Exercise requirements: Only the lines from the start of the data through the line containing "import React from" should be written out, exactly as they are, with both ends included and the pictures left out.

Data extract:
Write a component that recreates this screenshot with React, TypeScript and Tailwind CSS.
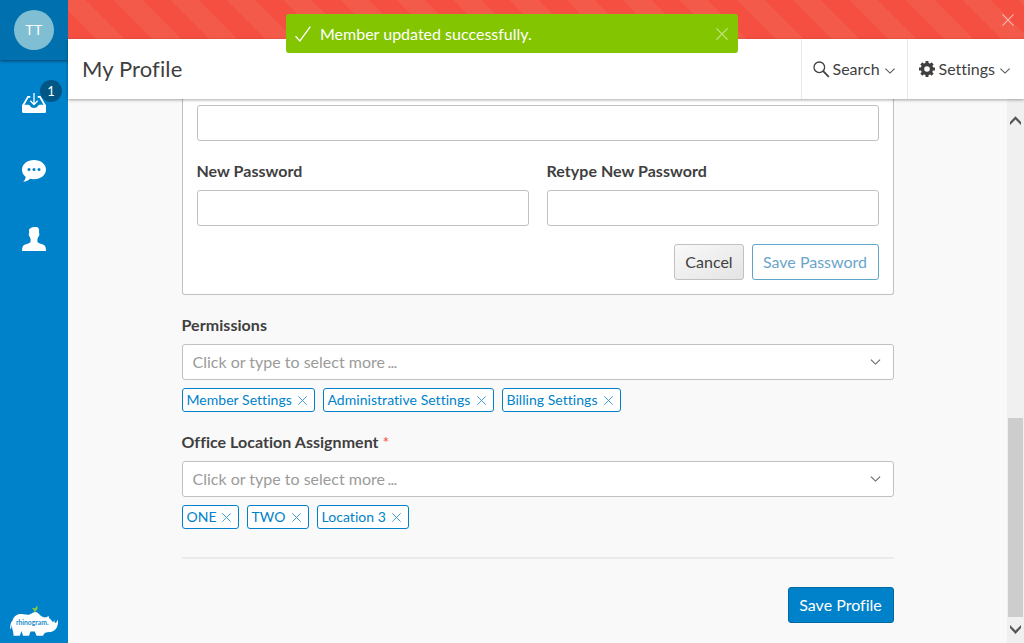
import React from "react";

const Cross = ({ className }: { className: string }) => (
  <svg className={className} viewBox="0 0 12 12" fill="none" stroke="currentColor" strokeWidth="1.2">
    <path d="M.4.4l11.2 11.2M11.6.4L.4 11.6" />
  </svg>
);

const Chevron = ({ className }: { className: string }) => (
  <svg className={className} viewBox="0 0 10 6" fill="none" stroke="currentColor" strokeWidth="1.1">
    <path d="M.4.6L5 5.1 9.6.6" />
  </svg>
);

const Tag = ({ label, width }: { label: string; width: string }) => (
  <span
    className={`flex h-6 items-center justify-between rounded-[3px] border border-[#0082ca] bg-white pl-[3.5px] pr-[7px] text-[14px] leading-5 tracking-[0.04px] whitespace-nowrap text-[#0082ca] ${width}`}
  >
    {label}
    <Cross className="size-[9px] text-[#2f96d1]" />
  </span>
);

const Select = () => (
  <div className="flex h-9 items-center justify-between rounded-[3px] border border-[#c1c1c1] bg-white pl-[9.500px] pr-3 text-[#9b9b9b]">
    <span>
      Click or type to select more <span className="-ml-[1.5px] tracking-[-0.8px]">...</span>
    </span>
    <Chevron className="h-[6px] w-[11px] text-[#666]" />
  </div>
);

const Field = ({ label }: { label: string }) => (
  <div className="flex-1">
    <div className="mb-[7px] -ml-[0.5px] h-6 font-bold leading-6 tracking-[0.04px]">{label}</div>
    <div className="h-9 rounded-[3px] border border-[#c1c1c1] bg-white" />
  </div>
);

const Sidebar = () => (
  <aside className="flex w-[68px] shrink-0 flex-col items-center bg-[#0082ca] text-white">
    <div className="flex h-[60px] w-full shrink-0 items-center justify-center bg-[#0070af] shadow-[0_1px_3px_rgba(0,0,0,0.5)]">
      <div className="flex size-10 items-center justify-center rounded-full bg-[#80bfd3] text-[14px] tracking-[0.6px]">TT</div>
    </div>
    <div className="relative mt-[33px] h-5 w-6">
      <svg className="h-5 w-6" viewBox="0 0 24 20" fill="none">
        <path d="M0 11.800h6.500q1.300 0 1.800 1.500.7 1.700 3.700 1.700t3.700-1.700q.5-1.500 1.800-1.500H24v6.700q0 1.500-1.500 1.500h-21Q0 20 0 18.500z" fill="#fff" />
        <path d="M8.300 3.800H6L1.200 12.300M15.700 3.800H18l4.800 8.500" stroke="#fff" strokeWidth="1.800" />
        <path d="M12 0v11M8.300 7.800L12 11.500l3.700-3.700" stroke="#fff" strokeWidth="1.300" />
      </svg>
      <span className="absolute -top-[13px] left-[18px] flex size-[22px] items-center justify-center rounded-full bg-[#005685] text-[13px]">
        1
      </span>
    </div>
    <svg className="mt-[47px] h-[22px] w-6" viewBox="0 0 24 22">
      <path
        d="M12 0C5.200 0 0 4.200 0 9.600c0 3.100 1.300 5.500 3.600 7.200.1 2-.9 3.800-2.500 4.900 3-.1 5.200-1.100 6.800-2.900 1.300.3 2.600.5 4.100.5 6.800 0 12-4.200 12-9.700S18.800 0 12 0z"
        fill="#fff"
      />
      <g fill="#0082ca">
        <circle cx="7" cy="9.500" r="1.500" />
        <circle cx="12" cy="9.500" r="1.500" />
        <circle cx="17" cy="9.500" r="1.500" />
      </g>
    </svg>
    <svg className="mt-[45px] h-6 w-6" viewBox="0 0 24 24">
      <path
        d="M8.200 1.500Q9.300 0 12 0h3q2 .3 2.100 3.300l-.1 2.700q.7.400.3 2-.3 1.600-1 1.800l-.9 2.500v2.200q.4 1.300 2.400 2l3.700 1.300Q24 18.800 24 24H0q0-5.200 2.500-6.200l3.700-1.300q2-.7 2.400-2v-2.200L7.800 9.800Q7 9.600 6.800 8q-.3-1.600.4-2L7 3.300Q6.900 1.800 8.200 1.500z"
        fill="#fff"
      />
    </svg>
    <svg className="mt-auto mb-[6px] h-[33px] w-[50px]" viewBox="0 0 50 33">
      <path
        d="M3.500 16.500C5 11.500 9 9.800 13 10c3 .2 5 1.200 7.500.4C23 9.500 24.500 8 26.500 8c2.500 0 4 3 6.500 4.500 1.500 1 3 1 4.500.7l2-1.200.8 2.300C42 15.500 43 17 44 18.500l1.200-2.300.8 3C47.500 18.500 48.300 17 48.800 15.500 50 21 47 27.500 41.500 28c-4 .3-5.500.5-6.500 2l-1 1.800h-6.500l-1.700-4.300h-4.300L20 31.800h-6L12.500 27l-1.700 4.800H4.500C4.700 28 3 25.500 2.700 20.500 2.500 23 2.300 25 1.300 25.300.9 22 1.500 18.500 3.500 16.500z"
        fill="#fff"
      />
      <path d="M23 4l3.200.2L28.200 1.500l.3 2.800q-.2 2.200-2 2.500v1.400h-1.300L25 6.500z" fill="#8cc63f" />
      <text
        x="7"
        y="21"
        fontSize="7.500"
        fontWeight="700"
        textLength="32.500"
        lengthAdjust="spacingAndGlyphs"
        fill="#1c8ccd"
        fontFamily="Lato, sans-serif"
      >
        rhinogram.
      </text>
    </svg>
  </aside>
);

export default function App() {
  return (
    <div className="relative flex h-[643px] w-[1024px] overflow-hidden bg-[#f9f9f9] font-['Lato',sans-serif] text-[16px] leading-6 text-[#3f3f3f] [font-variant-ligatures:none]">
      <Sidebar />
      <div className="flex min-w-0 flex-1 flex-col">
        <div className="flex h-[39px] shrink-0 items-center justify-end bg-[repeating-linear-gradient(45deg,#f44f40,#f44f40_20px,#f45a4a_20px,#f45a4a_40px)] pr-[10px]">
          <Cross className="size-3 text-[#fbb5ae]" />
        </div>
        <header className="z-10 flex h-[60px] shrink-0 bg-white shadow-[0_1px_3px_rgba(0,0,0,0.35)]">
          <h1 className="flex flex-1 items-center pl-[14px] text-[22px] tracking-[0.12px]">My Profile</h1>
          <button className="flex w-[106px] items-center border-l border-[#e8e8e8] pl-[11px]">
            <svg className="mr-[2.5px] size-[17px]" viewBox="0 0 17 17" fill="none" stroke="currentColor">
              <circle cx="6.300" cy="6.300" r="5.300" strokeWidth="1.300" />
              <path d="M10.200 10.200l5.600 5.600" strokeWidth="1.800" />
            </svg>
            Search
            <Chevron className="mt-[3px] ml-[5px] h-[6px] w-[10px] text-[#555]" />
          </button>
          <button className="flex w-[117px] items-center border-l border-[#e8e8e8] pl-[11px]">
            <svg className="mr-[3.5px] size-4" viewBox="0 0 16 16" fill="none" stroke="currentColor">
              <circle cx="8" cy="8" r="4.500" strokeWidth="3.400" />
              <path
                d="M8 0v3M8 13v3M0 8h3M13 8h3M2.350 2.350l2 2M11.650 11.650l2 2M2.350 13.650l2-2M11.650 4.350l2-2"
                strokeWidth="3"
              />
            </svg>
            Settings
            <Chevron className="mt-[3px] ml-[5px] h-[6px] w-[10px] text-[#555]" />
          </button>
        </header>
        <div className="flex min-h-0 flex-1">
          <main className="flex-1 pl-[114px]">
            <div className="w-[712px]">
              <section className="h-[196px] rounded-b-[3px] border border-t-0 border-[#c1c1c1] bg-white px-[14px] pt-[6px]">
                <div className="h-9 rounded-[3px] border border-[#c1c1c1]" />
                <div className="mt-[18px] flex gap-[18px]">
                  <Field label="New Password" />
                  <Field label="Retype New Password" />
                </div>
                <div className="mt-[18px] flex justify-end gap-2">
                  <button className="h-9 w-[70px] rounded-[3px] border border-[#c1c1c1] bg-linear-to-br from-[#f9f9f9] to-[#e4e4e4]">
                    Cancel
                  </button>
                  <button className="h-9 w-[127px] rounded-[3px] border border-[#5fa5c9] pr-px text-[#6aa5ca]">Save Password</button>
                </div>
              </section>
              <div className="mt-[18px] mb-[7px] -ml-[0.5px] font-bold tracking-[0.06px]">Permissions</div>
              <Select />
              <div className="mt-2 flex gap-2">
                <Tag label="Member Settings" width="w-[133px]" />
                <Tag label="Administrative Settings" width="w-[171px]" />
                <Tag label="Billing Settings" width="w-[119px]" />
              </div>
              <div className="mt-[18px] mb-[7px] -ml-[0.5px] font-bold tracking-[0.03px]">
                Office Location Assignment <span className="font-normal text-[#f44f40]">*</span>
              </div>
              <Select />
              <div className="mt-2 flex gap-2">
                <Tag label="ONE" width="w-[57px]" />
                <Tag label="TWO" width="w-[62px]" />
                <Tag label="Location 3" width="w-[92px]" />
              </div>
              <div className="mt-7 flex justify-end border-t-2 border-[#ebebeb] pt-7">
                <button className="h-9 w-[106px] rounded-[3px] border border-[#0069a5] bg-[#0082ca] pr-px text-white">Save Profile</button>
              </div>
            </div>
          </main>
          <div className="flex w-[17px] flex-col items-center bg-[#f0f0f0] pt-[17px]">
            <svg className="h-[9px] w-[11px]" viewBox="0 0 11 9">
              <path d="M0 6L5.500.300 11 6v3L5.500 3.500 0 9z" fill="#555" />
            </svg>
            <div className="mt-[293px] h-[199px] w-[15px] bg-[#cdcdcd]" />
            <svg className="mt-2 h-[9px] w-[11px]" viewBox="0 0 11 9">
              <path d="M0 0l5.500 5.500L11 0v3L5.500 9 0 3z" fill="#555" />
            </svg>
          </div>
        </div>
      </div>
      <div className="absolute top-[14px] left-[286px] z-20 flex h-[39px] w-[452px] items-center rounded-[3px] bg-[#82c500] pr-[10px] pl-[9px] text-white">
        <svg className="mr-[9px] h-4 w-4" viewBox="0 0 16 16" fill="none" stroke="#fff" strokeWidth="1.300">
          <path d="M.5 10.200L4.900 15 15.300.7" />
        </svg>
        <span className="flex-1 pt-px">Member updated successfully.</span>
        <Cross className="size-3 text-[#c5e48a]" />
      </div>
    </div>
  );
}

Solution to this task:
Write a component that recreates this screenshot with React, TypeScript and Tailwind CSS.
import React from "react";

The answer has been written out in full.